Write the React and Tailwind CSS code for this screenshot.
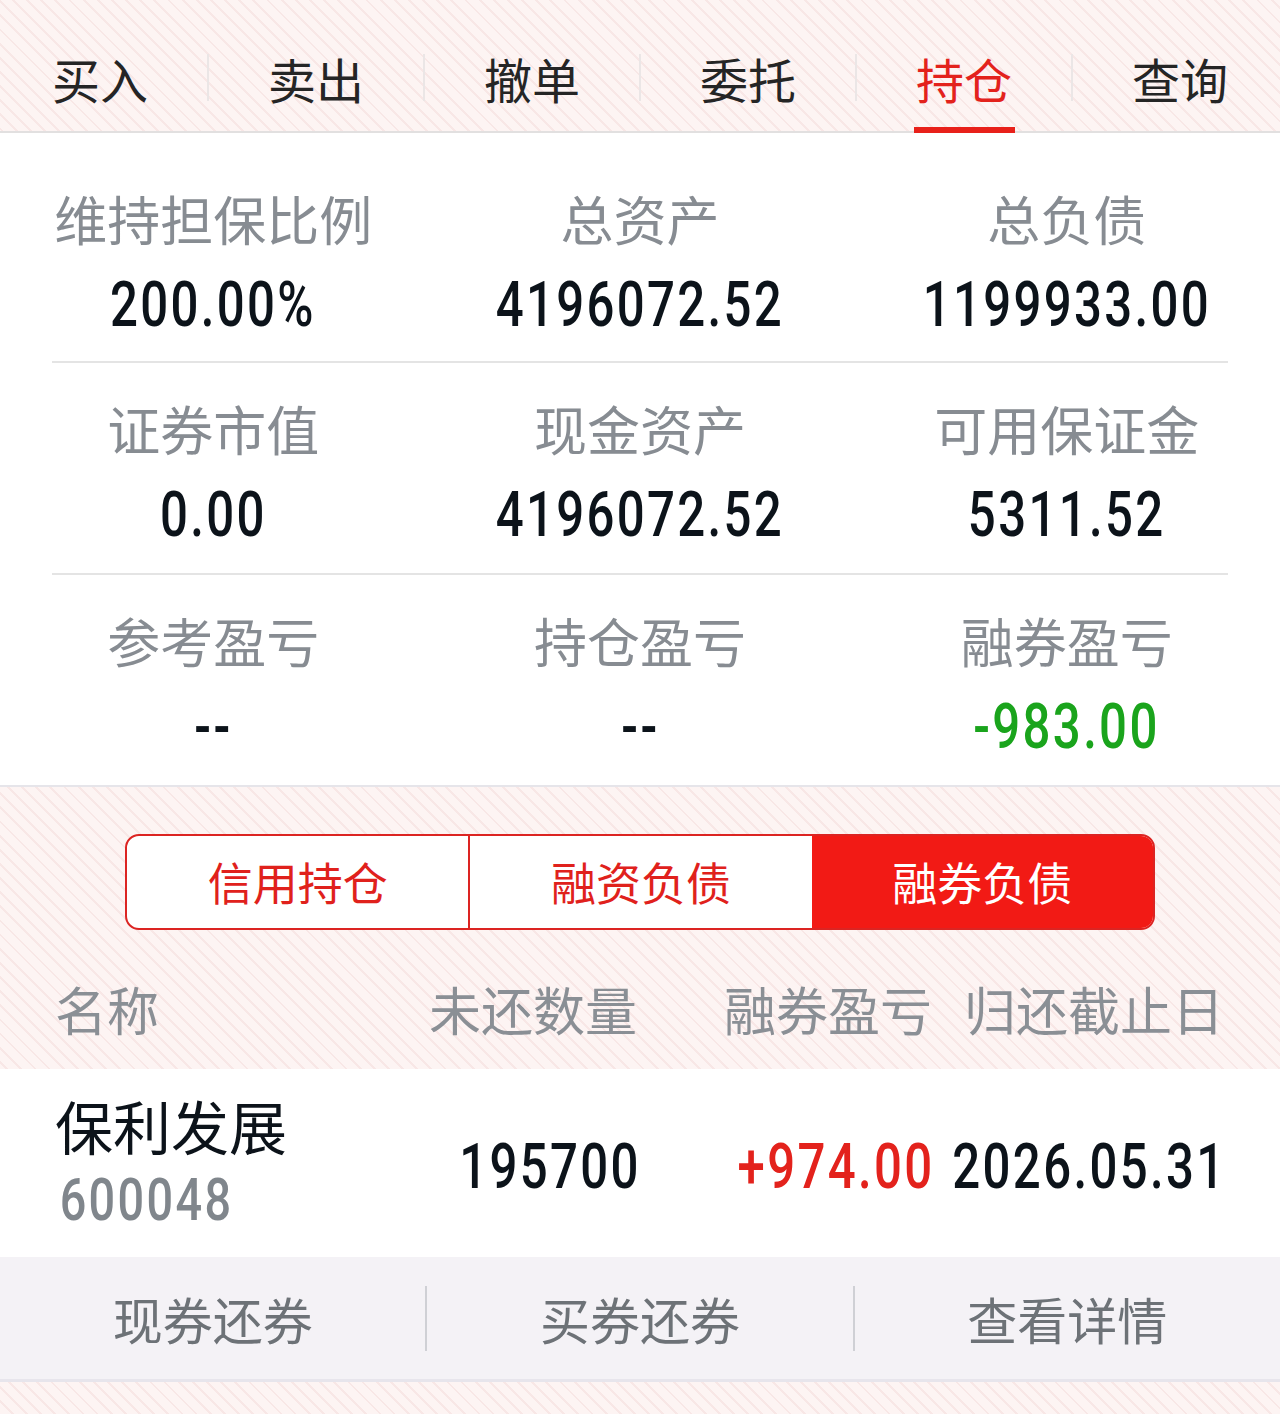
import React from 'react';

const CJK = "font-['Noto_Sans_CJK_SC','Noto_Sans',sans-serif]";
const NUM = "inline-block font-['Roboto','Liberation_Sans',sans-serif] font-medium tracking-[3px] scale-x-[0.78]";
const STRIPES =
  'bg-[repeating-linear-gradient(45deg,#fdf4f3_0px,#fdf4f3_8px,#f8e7e6_8px,#f8e7e6_10px)]';

const TABS = ['买入', '卖出', '撤单', '委托', '持仓', '查询'];

const STATS = [
  [
    { label: '维持担保比例', value: '200.00%' },
    { label: '总资产', value: '4196072.52' },
    { label: '总负债', value: '1199933.00' },
  ],
  [
    { label: '证券市值', value: '0.00' },
    { label: '现金资产', value: '4196072.52' },
    { label: '可用保证金', value: '5311.52' },
  ],
  [
    { label: '参考盈亏', value: '--' },
    { label: '持仓盈亏', value: '--' },
    { label: '融券盈亏', value: '-983.00', tone: 'green' },
  ],
];

const SEGMENTS = ['信用持仓', '融资负债', '融券负债'];
const ACTIONS = ['现券还券', '买券还券', '查看详情'];

export default function App() {
  return (
    <div className={`${CJK} w-[1280px] h-[1414px] overflow-hidden ${STRIPES}`}>
      {/* top tabs */}
      <div className="flex h-[133px] items-center justify-between border-b-2 border-[#e2e0e0] px-[52px] pt-[24px]">
        {TABS.map((tab, i) => (
          <React.Fragment key={tab}>
            {i > 0 && <div className="h-[47px] w-[2px] bg-[#ebe6e6]" />}
            <div className="relative flex h-full items-center">
              <span
                className={`text-[48px] leading-[48px] ${tab === '持仓' ? 'text-[#e3221c]' : 'text-[#252525]'}`}
              >
                {tab}
              </span>
              {tab === '持仓' && (
                <div className="absolute bottom-[-2px] left-[-2px] right-[-3px] h-[6px] bg-[#e8201a]" />
              )}
            </div>
          </React.Fragment>
        ))}
      </div>

      {/* account summary */}
      <div className="bg-white">
        {STATS.map((row, r) => (
          <div key={r}>
            {r > 0 && <div className="mx-[52px] h-[2px] bg-[#e4e4e4]" />}
            <div className={`grid grid-cols-3 ${r === 0 ? 'pt-[59px] pb-[25px]' : 'pt-[39px] pb-[27px]'}`}>
              {row.map((cell) => (
                <div key={cell.label} className="flex flex-col items-center">
                  <div className="text-[53px] leading-[52px] text-[#878c92]">{cell.label}</div>
                  <div
                    className={`${NUM} mt-[29px] text-[63px] leading-[63px] ${
                      cell.tone === 'green' ? 'text-[#1aa41c]' : 'text-[#0c131a]'
                    }`}
                  >
                    {cell.value}
                  </div>
                </div>
              ))}
            </div>
          </div>
        ))}
      </div>
      <div className="h-[2px] bg-[#e6e5ea]" />

      {/* segmented control */}
      <div className="pt-[47px] pl-[125px]">
        <div className="flex h-[96px] w-[1030px] overflow-hidden rounded-[14px] border-2 border-[#dc2422] bg-white">
          {SEGMENTS.map((seg, i) => (
            <div
              key={seg}
              className={`flex flex-1 items-center justify-center text-[45px] ${
                i === 2 ? 'bg-[#f21a15] text-white' : 'text-[#e0211c]'
              } ${i === 1 ? 'border-l-2 border-[#dc2422]' : ''}`}
            >
              {seg}
            </div>
          ))}
        </div>
      </div>

      {/* table header */}
      <div className="grid h-[139px] grid-cols-[330px_252px_295px_292px] items-center pl-[55px] pt-[18px] text-[52px] leading-[52px] text-[#8a8f95]">
        <div>名称</div>
        <div className="text-right">未还数量</div>
        <div className="text-right">融券盈亏</div>
        <div className="text-right">归还截止日</div>
      </div>

      {/* table row */}
      <div className="grid h-[188px] grid-cols-[330px_252px_295px_292px] items-center bg-white pl-[55px]">
        <div className="flex flex-col items-start">
          <div className="text-[58px] leading-[57px] text-[#0c131a]">保利发展</div>
          <div className={`${NUM} origin-left pl-[6px] mt-[16px] text-[60px] leading-[60px] text-[#80868c]`}>600048</div>
        </div>
        <div className="flex justify-end pt-[6px]">
          <span className={`${NUM} mr-[-4px] origin-right text-[63px] leading-[63px] text-[#0c131a]`}>195700</span>
        </div>
        <div className="flex justify-end pt-[6px]">
          <span className={`${NUM} mr-[-3px] origin-right text-[63px] leading-[63px] text-[#e3221c]`}>+974.00</span>
        </div>
        <div className="flex justify-end pt-[6px]">
          <span className={`${NUM} mr-[-2px] origin-right text-[63px] leading-[63px] text-[#0c131a]`}>2026.05.31</span>
        </div>
      </div>

      {/* row actions */}
      <div className="flex h-[125px] items-center border-b-[3px] border-[#e7e5ec] bg-[#f4f2f6]">
        {ACTIONS.map((a, i) => (
          <React.Fragment key={a}>
            {i > 0 && <div className="h-[65px] w-[2px] bg-[#cfd0d5]" />}
            <div className="flex flex-1 items-center justify-center text-[50px] leading-[50px] text-[#6d7277]">
              {a}
            </div>
          </React.Fragment>
        ))}
      </div>
    </div>
  );
}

BRIEF => Restate the data above exactly, stripping out each image.

RESPONSE TO THIS TASK =>
Write the React and Tailwind CSS code for this screenshot.
import React from 'react';

const CJK = "font-['Noto_Sans_CJK_SC','Noto_Sans',sans-serif]";
const NUM = "inline-block font-['Roboto','Liberation_Sans',sans-serif] font-medium tracking-[3px] scale-x-[0.78]";
const STRIPES =
  'bg-[repeating-linear-gradient(45deg,#fdf4f3_0px,#fdf4f3_8px,#f8e7e6_8px,#f8e7e6_10px)]';

const TABS = ['买入', '卖出', '撤单', '委托', '持仓', '查询'];

const STATS = [
  [
    { label: '维持担保比例', value: '200.00%' },
    { label: '总资产', value: '4196072.52' },
    { label: '总负债', value: '1199933.00' },
  ],
  [
    { label: '证券市值', value: '0.00' },
    { label: '现金资产', value: '4196072.52' },
    { label: '可用保证金', value: '5311.52' },
  ],
  [
    { label: '参考盈亏', value: '--' },
    { label: '持仓盈亏', value: '--' },
    { label: '融券盈亏', value: '-983.00', tone: 'green' },
  ],
];

const SEGMENTS = ['信用持仓', '融资负债', '融券负债'];
const ACTIONS = ['现券还券', '买券还券', '查看详情'];

export default function App() {
  return (
    <div className={`${CJK} w-[1280px] h-[1414px] overflow-hidden ${STRIPES}`}>
      {/* top tabs */}
      <div className="flex h-[133px] items-center justify-between border-b-2 border-[#e2e0e0] px-[52px] pt-[24px]">
        {TABS.map((tab, i) => (
          <React.Fragment key={tab}>
            {i > 0 && <div className="h-[47px] w-[2px] bg-[#ebe6e6]" />}
            <div className="relative flex h-full items-center">
              <span
                className={`text-[48px] leading-[48px] ${tab === '持仓' ? 'text-[#e3221c]' : 'text-[#252525]'}`}
              >
                {tab}
              </span>
              {tab === '持仓' && (
                <div className="absolute bottom-[-2px] left-[-2px] right-[-3px] h-[6px] bg-[#e8201a]" />
              )}
            </div>
          </React.Fragment>
        ))}
      </div>

      {/* account summary */}
      <div className="bg-white">
        {STATS.map((row, r) => (
          <div key={r}>
            {r > 0 && <div className="mx-[52px] h-[2px] bg-[#e4e4e4]" />}
            <div className={`grid grid-cols-3 ${r === 0 ? 'pt-[59px] pb-[25px]' : 'pt-[39px] pb-[27px]'}`}>
              {row.map((cell) => (
                <div key={cell.label} className="flex flex-col items-center">
                  <div className="text-[53px] leading-[52px] text-[#878c92]">{cell.label}</div>
                  <div
                    className={`${NUM} mt-[29px] text-[63px] leading-[63px] ${
                      cell.tone === 'green' ? 'text-[#1aa41c]' : 'text-[#0c131a]'
                    }`}
                  >
                    {cell.value}
                  </div>
                </div>
              ))}
            </div>
          </div>
        ))}
      </div>
      <div className="h-[2px] bg-[#e6e5ea]" />

      {/* segmented control */}
      <div className="pt-[47px] pl-[125px]">
        <div className="flex h-[96px] w-[1030px] overflow-hidden rounded-[14px] border-2 border-[#dc2422] bg-white">
          {SEGMENTS.map((seg, i) => (
            <div
              key={seg}
              className={`flex flex-1 items-center justify-center text-[45px] ${
                i === 2 ? 'bg-[#f21a15] text-white' : 'text-[#e0211c]'
              } ${i === 1 ? 'border-l-2 border-[#dc2422]' : ''}`}
            >
              {seg}
            </div>
          ))}
        </div>
      </div>

      {/* table header */}
      <div className="grid h-[139px] grid-cols-[330px_252px_295px_292px] items-center pl-[55px] pt-[18px] text-[52px] leading-[52px] text-[#8a8f95]">
        <div>名称</div>
        <div className="text-right">未还数量</div>
        <div className="text-right">融券盈亏</div>
        <div className="text-right">归还截止日</div>
      </div>

      {/* table row */}
      <div className="grid h-[188px] grid-cols-[330px_252px_295px_292px] items-center bg-white pl-[55px]">
        <div className="flex flex-col items-start">
          <div className="text-[58px] leading-[57px] text-[#0c131a]">保利发展</div>
          <div className={`${NUM} origin-left pl-[6px] mt-[16px] text-[60px] leading-[60px] text-[#80868c]`}>600048</div>
        </div>
        <div className="flex justify-end pt-[6px]">
          <span className={`${NUM} mr-[-4px] origin-right text-[63px] leading-[63px] text-[#0c131a]`}>195700</span>
        </div>
        <div className="flex justify-end pt-[6px]">
          <span className={`${NUM} mr-[-3px] origin-right text-[63px] leading-[63px] text-[#e3221c]`}>+974.00</span>
        </div>
        <div className="flex justify-end pt-[6px]">
          <span className={`${NUM} mr-[-2px] origin-right text-[63px] leading-[63px] text-[#0c131a]`}>2026.05.31</span>
        </div>
      </div>

      {/* row actions */}
      <div className="flex h-[125px] items-center border-b-[3px] border-[#e7e5ec] bg-[#f4f2f6]">
        {ACTIONS.map((a, i) => (
          <React.Fragment key={a}>
            {i > 0 && <div className="h-[65px] w-[2px] bg-[#cfd0d5]" />}
            <div className="flex flex-1 items-center justify-center text-[50px] leading-[50px] text-[#6d7277]">
              {a}
            </div>
          </React.Fragment>
        ))}
      </div>
    </div>
  );
}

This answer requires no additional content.